Following the news that Kodak is to make printers its primary focus, Lexmark has announced that it is moving away from the inkjet printing industry.
As part of a restructuring plan, Lexmark will stop producing inkjet printers and focus primarily on its more profitable imaging and software businesses.
The company plans to sell around 1,000 inkjet-related patents and cut around 1,700 jobs - approximately 13 per cent of its workforce.
Earlier this year, Lexmark cut 625 jobs in its consumer supplies manufacturing business.
According to the research firm IDC, the overall inkjet market declined by nearly 13 per cent in the second quarter of this year.

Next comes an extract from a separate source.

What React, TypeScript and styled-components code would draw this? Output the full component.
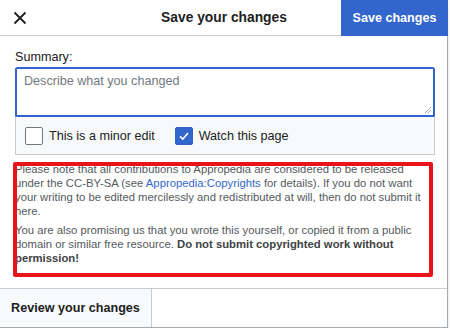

Lexmark expects revenue from inkjet hardware and supplies, which accounted for 21 per cent of revenue last year, to drop to about ten per cent in 2013, as it continues to supply ink and support existing printers.
Currently, HP, Canon Inc and Epson Corp together account for about 90 per cent of inkjet sales worldwide according to data from Reuters.
By closing its inkjet supplies factory in Cebu, Philippines and no longer producing inkjet printers, the company is expecting to save £60 million a year.
"Today's announcement represents difficult decisions, which are necessary to drive improved profitability and significant savings," said Lexmark's chairman and chief executive Paul Rooke in a statement.
He continued: "Our investments are focused on higher value imaging and software solutions, and we believe the synergies between imaging and the emerging software elements of our business will continue to drive growth across the organisation.
"As we move forward, we remain confident in our strategy, competitiveness and ability to create value for shareholders."
Whilst this is an unfortunate loss to the print industry, Lexmark will use the profits made from this restructure in order to improve and expand its profitable imaging and software businesses.
Based on this recent announcement and Kodak's departure from the film-camera world, it is clear that larger print companies are struggling.
Let's hope that this is the last restructure we have to hear about for a while.